At some point, your needs are going to outgrow the capabilities of your computer. You may find yourself in need of more hard drive space for all those videos and mp3s that you download, for example. Or maybe that cool new programming language you've been dying to try requires more memory than what your computer currently has. Unless the activities on your computer are restricted to pure textual output (plain text files), your computer is going to get filled with a lot of "stuff" - stuff that can overfill a PC's capacity too much for the computer to function well.
The problem is that while upgrading a computer is always an option, technology advances so fast that newer products (such as memory chips, new drives, etc.) aren't always compatible with the machines that we own. This is a common occurrence when newer pieces of hardware require the programming of a newer operating system. Sure, one could upgrade the operating system to accommodate the demands of a new piece of hardware, but trouble starts when that new operating system requires new hardware in return. If we're not careful, we could end up replacing almost every hard and soft part of a computer that we own - all in an effort to upgrade! Upgrading in this fashion is not only silly to do, it's also costly - more costly than simply buying a new computer.

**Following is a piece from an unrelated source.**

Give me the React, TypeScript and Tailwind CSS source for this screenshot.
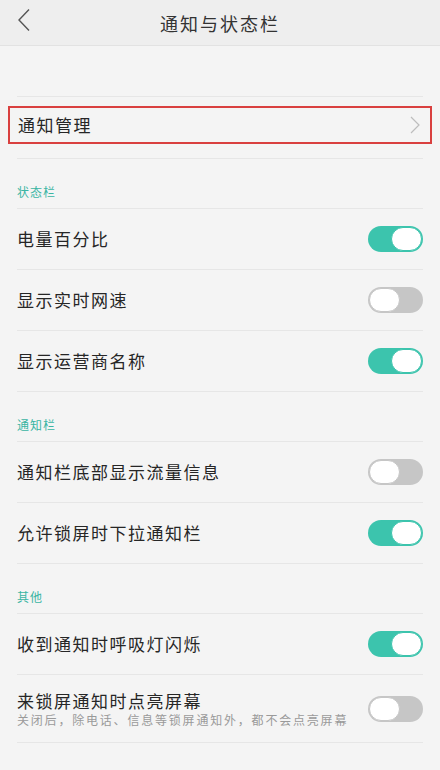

But once the decision to buy a computer is made, what can be done with the old one? There are alternatives to selling a computer and this article is going to introduce a few of them.
- Give it to the kids
- Donate it to a less-fortunate or less-literate family member
- Convert the machine into a storage area
As you can see, old computers still serve a purpose either for you or for someone else. And although selling an old computer is always an option, there are a number of things that you can do with an old computer. All that's required is a little "out of the box" thinking and a grateful recipient.